Mas, no fim do ano passado, na reta final das discussões, os governos de França e Alemanha se opuseram a algumas medidas mais restritivas à IA generativa, argumentando que as regras prejudicariam startups europeias, como a francesa Mistral AI e a alemã Aleph Alpha.
Grupos da sociedade civil, como o Corporate Europe Observatory (CEO), levantaram preocupações sobre a influência que as big techs e as empresas europeias tiveram na elaboração do texto final.
"Essa influência unilateral fez com que a 'IA de uso geral' ficasse amplamente isenta das regras e só precisasse cumprir algumas obrigações de transparência", afirmaram os grupos em comunicado, incluindo o CEO e o LobbyControl, referindo-se aos sistemas de IA capazes de realizar uma gama maior de tarefas.
Um anúncio recente de que a Mistral AI havia feito uma parceria com a Microsoft gerou preocupações entre parlamentares.
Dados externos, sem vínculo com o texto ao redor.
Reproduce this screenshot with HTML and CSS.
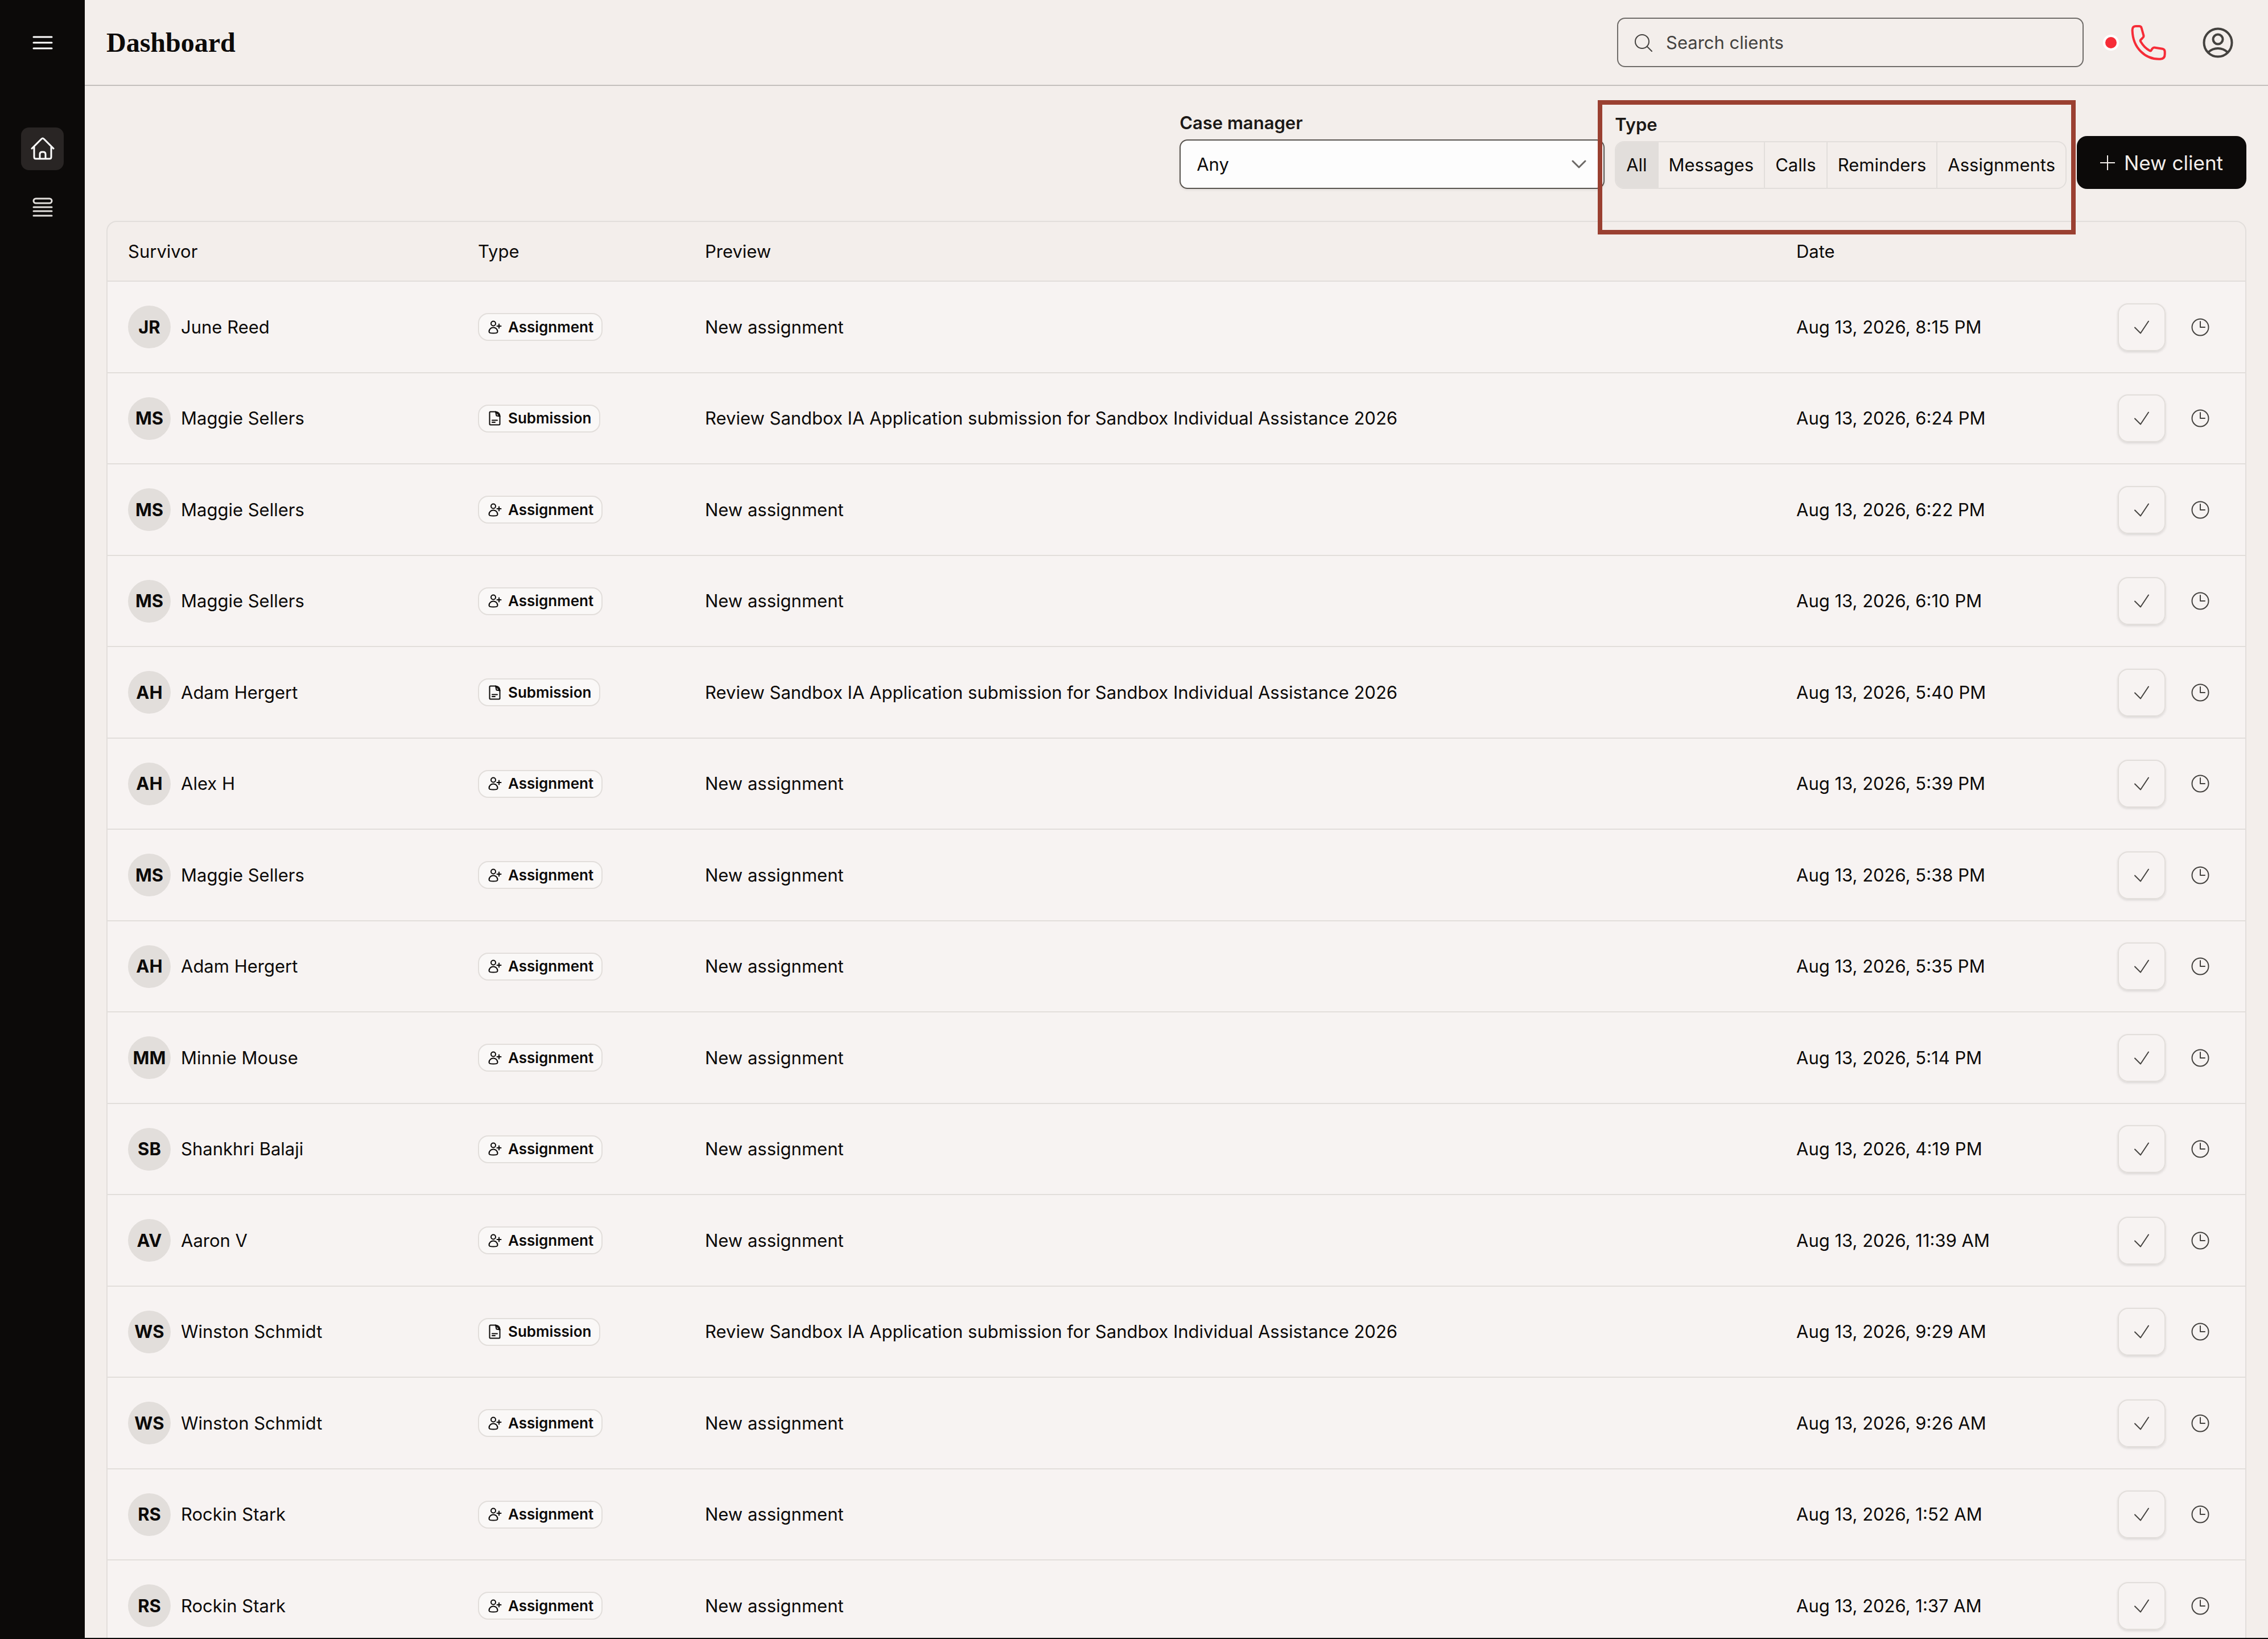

Kai Zenner, um assistente parlamentar fundamental na redação da lei e agora conselheiro das Nações Unidas sobre a política de IA, escreveu que a mudança foi estrategicamente inteligente e "talvez até necessária" para a startup francesa, mas disse que "o legislador da UE foi novamente enganado."
As empresas americanas e europeias também levantaram preocupações de que a lei limitará a competitividade do bloco.
"Com um setor de tecnologia digital limitado e investimentos relativamente baixos em comparação com gigantes do setor como os Estados Unidos e a China, as ambições da UE de soberania tecnológica e liderança em IA enfrentam obstáculos consideráveis", escreveu Raluca Csernatoni, pesquisador do think tank Carnegie Europe.
Durante o debate de terça-feira, os parlamentares reconheceram que ainda há muito trabalho pela frente. A UE está em processo de criação de seu Escritório de IA, um órgão independente dentro da Comissão Europeia.
Na prática, o escritório será o principal responsável pela aplicação da lei, com a capacidade de solicitar informações de empresas que desenvolvem IA generativa e possivelmente proibir um sistema de operar no bloco.